原子番号113はニホニウム、元素記号はNhです。元素名については発見国となった日本にちなんでつけられました。
113番元素については、2004年2月にロシアとアメリカの合同研究チームがアメリシウムとカルシウムから合成した115番元素のアルファ崩壊の過程から113番元素を観測したと発表していました。また、同じ2004年の9月に日本の理化学研究所にて森田博士の率いるグループがビスマス209に線形加速器を使って加速した亜鉛70をぶつけることで113番元素の合成に成功したと発表をしました。
その後も2006年6月にはロシアとアメリカの合同研究チームがネプツニウムとカルシウムから113番元素を合成したと発表、さらに2009年にバークリウムとカルシウムから合成した117番元素のアルファ崩壊の過程で113番元素を検出したと発表しています。
しかしながら理化学研究所が2012年9月に3個目の113番元素の合成に成功、その後6回のアルファ崩壊を経てこの元素がメンデレビウム254になる崩壊系列となることを確認することに成功したことで、この元素が113番元素であることが証明され、理化学研究所に命名権が与えられることになりました。

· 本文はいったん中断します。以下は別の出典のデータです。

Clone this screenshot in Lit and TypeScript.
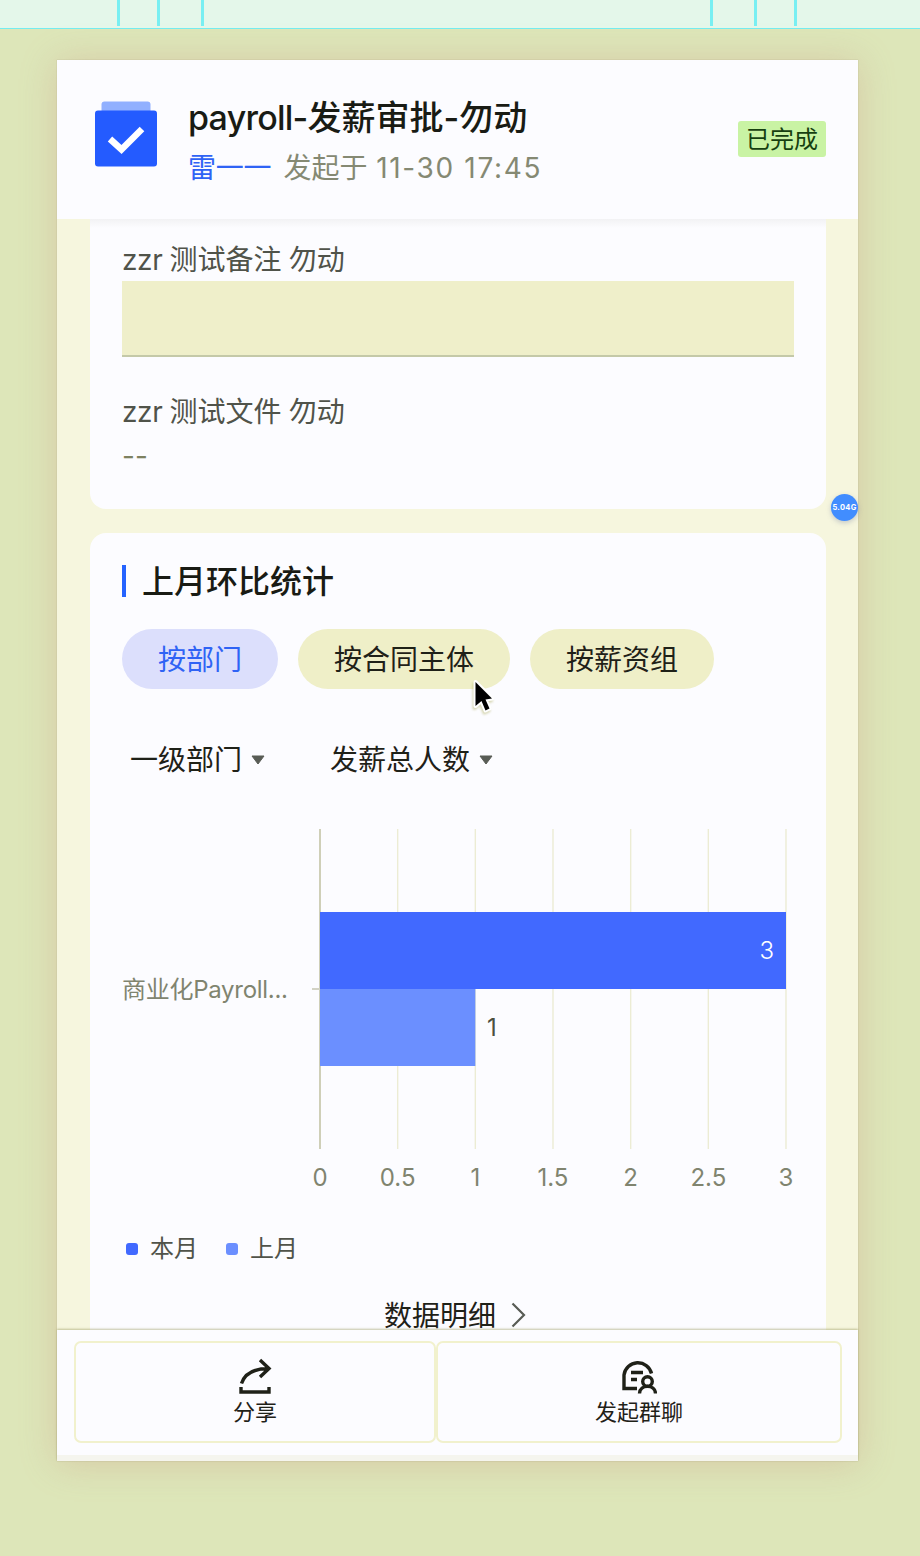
import { LitElement, html, svg, css } from "lit";
import { customElement } from "lit/decorators.js";

const AXIS_X = 198;
const AXIS_W = 466;
const MAX = 3;
const TICKS = [0, 0.5, 1, 1.5, 2, 2.5, 3];
const scale = (v: number) => AXIS_X + (v / MAX) * AXIS_W;

@customElement("month-chart")
export class MonthChart extends LitElement {
  static styles = css`
    :host { display: block; height: 370px; }
    svg { display: block; }
    .tick { font: 24px Inter, "Noto Sans CJK SC", sans-serif; fill: #80846f; }
    .label { font: 24px Inter, "Noto Sans CJK SC", sans-serif; fill: #80846f; }
    .value { font: 24px Inter, sans-serif; fill: #4c5040; }
    .inside { fill: #fff; font-weight: 300; }
  `;
  render() {
    return html`<svg width="672" height="370" viewBox="0 0 672 370">
      ${TICKS.slice(1).map((t) => svg`<path d=${`M${scale(t)} 0V320`} stroke="#ececd4" stroke-width="1.4"/>`)}
      <path d="M198 0V320" stroke="#cfcfb8" stroke-width="2" />
      <path d="M190 160H198" stroke="#d2d2c4" stroke-width="2" />
      <rect x="198" y="83" width=${(3 / MAX) * AXIS_W} height="77" fill="#4169ff" />
      <rect x="198" y="160" width=${(1 / MAX) * AXIS_W} height="77" fill="#6b8fff" />
      <text class="value inside" x="652" y="130" text-anchor="end">3</text>
      <text class="value" x="365" y="207">1</text>
      <text class="label" x="0" y="169" textLength="166" lengthAdjust="spacing">商业化Payroll...</text>
      ${TICKS.map((t) => svg`<text class="tick" x=${scale(t)} y="357" text-anchor="middle">${t}</text>`)}
    </svg>`;
  }
}

@customElement("app-root")
export class AppRoot extends LitElement {
  static styles = css`
    :host {
      display: block;
      position: relative;
      height: 1556px;
      overflow: hidden;
      background: #dde6b9;
      font-family: Inter, "Noto Sans CJK SC", sans-serif;
      color: #1f2118;
    }
    * { box-sizing: border-box; }
    .ruler {
      height: 29px;
      background: #e4f7ea;
      border-bottom: 1px solid #74edf0;
      display: flex;
      justify-content: space-between;
      padding: 0 123px 0 117px;
    }
    .ticks { display: flex; }
    .ticks i { width: 3px; height: 26px; background: #78eff2; }
    .left i:nth-child(1) { margin-right: 37px; }
    .left i:nth-child(2) { margin-right: 41px; }
    .right i:nth-child(1) { margin-right: 41px; }
    .right i:nth-child(2) { margin-right: 37px; }
    .window {
      width: 801px;
      height: 1401px;
      margin: 31px 0 0 57px;
      display: flex;
      flex-direction: column;
      background: #f6f6de;
      box-shadow: 0 0 1px rgba(140, 130, 110, 0.5), 0 2px 34px rgba(200, 140, 120, 0.33);
    }
    .head {
      height: 159px;
      flex: none;
      background: #fcfcff;
      display: flex;
      align-items: flex-start;
      padding: 0 32px 0 38px;
    }
    .logo { margin: 41px 31px 0 0; display: block; flex: none; }
    .names { flex: 1; padding-top: 36px; }
    .title { font-size: 34px; line-height: 44px; font-weight: 500; white-space: nowrap; color: #191b14; }
    .latin { letter-spacing: -0.75px; }
    .sub { font-size: 28px; line-height: 40px; margin-top: 8px; color: #858973; white-space: nowrap; display: flex; gap: 12px; }
    .user { color: #2f63f5; letter-spacing: -0.2px; }
    .time { letter-spacing: 1.65px; margin-left: 1px; }
    .status {
      margin-top: 61px;
      width: 88px;
      height: 36px;
      border-radius: 3px;
      background: #c9f3a4;
      color: #163f10;
      font-size: 24px;
      line-height: 38px;
      text-align: center;
    }
    .scroll { flex: 1; overflow: hidden; padding: 0 32px 0 33px; display: flex; flex-direction: column; gap: 24px; min-height: 0; }
    .card { background: #fcfcff; flex: none; padding: 0 32px; }
    .form { height: 290px; border-radius: 0 0 16px 16px; padding-top: 21px; background: linear-gradient(#f2f2f4, #fcfcff 9px); }
    .name { font-size: 28px; line-height: 40px; color: #50534a; word-spacing: -0.6px; }
    .zzr { letter-spacing: -0.4px; }
    .field { height: 76px; background: #efefca; border-bottom: 2px solid #c4c9a8; margin: 1px 0 35px; }
    .none { font-size: 28px; line-height: 40px; margin-top: 4px; color: #7d8160; }
    .stats { height: 900px; border-radius: 16px; padding-top: 32px; }
    .heading { display: flex; align-items: center; gap: 16px; height: 32px; line-height: 32px; font-size: 32px; font-weight: 500; color: #191b14; white-space: nowrap; }
    .heading i { width: 4px; height: 32px; background: #2563ff; }
    .heading span { margin-top: 1px; }
    .pills { display: flex; gap: 20px; margin-top: 32px; }
    .pill { height: 60px; line-height: 62px; padding: 0 36px; border-radius: 30px; font-size: 28px; background: #efefc8; }
    .on { background: #dcdffc; color: #2f63f5; }
    .selects { display: flex; gap: 65px; margin: 51px 0 48px; padding-left: 8px; height: 41px; line-height: 41px; font-size: 28px; }
    .select { display: flex; align-items: center; gap: 9px; white-space: nowrap; }
    .select svg { margin-top: -2px; }
    .legend { display: flex; gap: 28px; margin-top: 30px; padding-left: 4px; height: 40px; font-size: 24px; color: #50534a; }
    .key { display: flex; align-items: center; gap: 12px; line-height: 40px; }
    .key span { margin-top: -1px; }
    .key i { width: 12px; height: 12px; border-radius: 3px; background: #4169ff; }
    .key .prev { background: #6b8fff; }
    .more { display: flex; align-items: center; justify-content: center; gap: 15px; margin: 26px 0 0 -6px; height: 40px; font-size: 28px; line-height: 40px; }
    .more span { margin-top: 1px; }
    .foot {
      height: 131px;
      flex: none;
      background: #fcfcff;
      border-bottom: 6px solid #f5f5ee;
      padding: 11px 16px 0 17px;
      display: flex;
      box-shadow: 0 -1px 2px rgba(150, 150, 90, 0.55);
      z-index: 1;
    }
    .action {
      width: 362px;
      height: 102px;
      border: 2px solid #f1f1cd;
      border-radius: 7px;
      display: flex;
      flex-direction: column;
      align-items: center;
      padding-top: 15px;
      font-size: 22px;
      line-height: 32px;
    }
    .wide { width: 406px; }
    .action svg { display: block; }
    .share { margin-left: 2px; }
    .memory {
      position: absolute;
      left: 831px;
      top: 494px;
      width: 27px;
      height: 27px;
      border-radius: 50%;
      background: #418dff;
      color: #fff;
      font-size: 7.5px;
      font-weight: 700;
      line-height: 27px;
      text-align: center;
      letter-spacing: 0.3px;
      box-shadow: 0 2px 5px rgba(110, 120, 160, 0.35);
    }
    .cursor { position: absolute; left: 470px; top: 675px; filter: drop-shadow(-1px 2px 1px rgba(170, 170, 90, 0.45)); }
  `;

  render() {
    const caret = html`<svg width="14" height="10" viewBox="0 0 14 10"><path d="M1 1H13L7 9Z" fill="#585c55" stroke="#585c55" stroke-linejoin="round"/></svg>`;
    return html`
      <div class="ruler">
        <div class="ticks left"><i></i><i></i><i></i></div>
        <div class="ticks right"><i></i><i></i><i></i></div>
      </div>
      <main class="window">
        <header class="head">
          <svg class="logo" width="62" height="66" viewBox="0 0 62 66">
            <rect x="6.5" y="0.5" width="49" height="20" rx="3" fill="#91b0ff" />
            <rect x="0" y="9.5" width="62" height="56" rx="3" fill="#245bff" />
            <path d="M15 38L26.500 48.500L47 28" fill="none" stroke="#fff" stroke-width="6.500" />
          </svg>
          <div class="names">
            <div class="title"><span class="latin">payroll-</span>发薪审批-勿动</div>
            <div class="sub"><span class="user">雷一一</span><span>发起于 <span class="time">11-30 17:45</span></span></div>
          </div>
          <div class="status">已完成</div>
        </header>
        <div class="scroll">
          <section class="card form">
            <div class="name"><span class="zzr">zzr</span> 测试备注 勿动</div>
            <div class="field"></div>
            <div class="name"><span class="zzr">zzr</span> 测试文件 勿动</div>
            <div class="none">--</div>
          </section>
          <section class="card stats">
            <div class="heading"><i></i><span>上月环比统计</span></div>
            <div class="pills">
              <div class="pill on">按部门</div>
              <div class="pill">按合同主体</div>
              <div class="pill">按薪资组</div>
            </div>
            <div class="selects">
              <div class="select">一级部门${caret}</div>
              <div class="select">发薪总人数${caret}</div>
            </div>
            <month-chart></month-chart>
            <div class="legend">
              <div class="key"><i></i><span>本月</span></div>
              <div class="key"><i class="prev"></i><span>上月</span></div>
            </div>
            <div class="more"><span>数据明细</span>
              <svg width="15" height="26" viewBox="0 0 15 26"><path d="M1.500 1.500L13 13L1.500 24.500" fill="none" stroke="#585c55" stroke-width="2.200"/></svg>
            </div>
          </section>
        </div>
        <footer class="foot">
          <div class="action">
            <svg class="share" width="36" height="38" viewBox="0 0 36 38" fill="none" stroke="#1f2118" stroke-width="3.400">
              <path d="M3.500 25.500C7 15 16 10.500 31 10.500M22 2L31 10.500L22 19" />
              <path d="M3 29V34H31V29" />
            </svg>
            分享
          </div>
          <div class="action wide">
            <svg width="36" height="38" viewBox="0 0 36 38" fill="none" stroke="#1f2118" stroke-width="3.400">
              <path d="M16 30.500H3V17A14 14 0 0 1 30.500 15.500" />
              <path d="M10 14.500H22M10 21.500H16" />
              <circle cx="26.500" cy="23.500" r="4.800" />
              <path d="M18.500 35.500C19 26 34 26 34.500 35.500" />
            </svg>
            发起群聊
          </div>
        </footer>
      </main>
      <div class="memory">5.04G</div>
      <svg class="cursor" width="28" height="42" viewBox="0 0 28 42">
        <path d="M5.500 7L22 23.500L15.500 24.500L19.500 33.500L15.500 35.500L11.500 26L5.500 31Z" fill="#000" stroke="#fff" stroke-width="4" paint-order="stroke" stroke-linejoin="round" />
      </svg>
    `;
  }
}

新元素を発見・命名権を獲得したのはアジアでは初となり、2016年11月に113番元素がニホニウム(nihonium・元素記号Nh)という名称になったことが国際純正・応用化学連合(IUPAC)から発表されました。
ニホニウムという名称を提案するまでは、理化学研究所の所在地に由来した「ワコニウム」や「ヤマトニウム」、物理学者の仁科博士にちなむ「ニシナニウム」、「ジャパニウム」「リカニウム」などいろいろな候補が挙げられていました。
新元素の発見から正式名称が決まるまでは、系統名で「ウンウントリウム」「ウンウントリニウム」と呼ばれていました。また、周期表では第13族に属し、タリウムの下に位置することから「エカタリウム」と呼ばれることもあります。
ニホニウムは人工的に作られた放射性の元素であり、自然界には存在しません。同位体は6つ確認されていますが安定した同位体がなく、最も半減期が長いのがニホニウム286の半減期20秒です。これまでの研究で、さらに重い同位体が発見されれば半減期が長くなり安定すると予測されており、ニホニウム287は約20分の半減期があると予測されています。
ニホニウムの発見場所となった理化学研究所がある埼玉県和光市ではニホニウムの発見を記念して、和光市駅から研究所までの道路を「ニホニウム通り」として整備しました。歩道には原子番号1から118までのプレートが設置されており、いくつかのモニュメントも設置されました。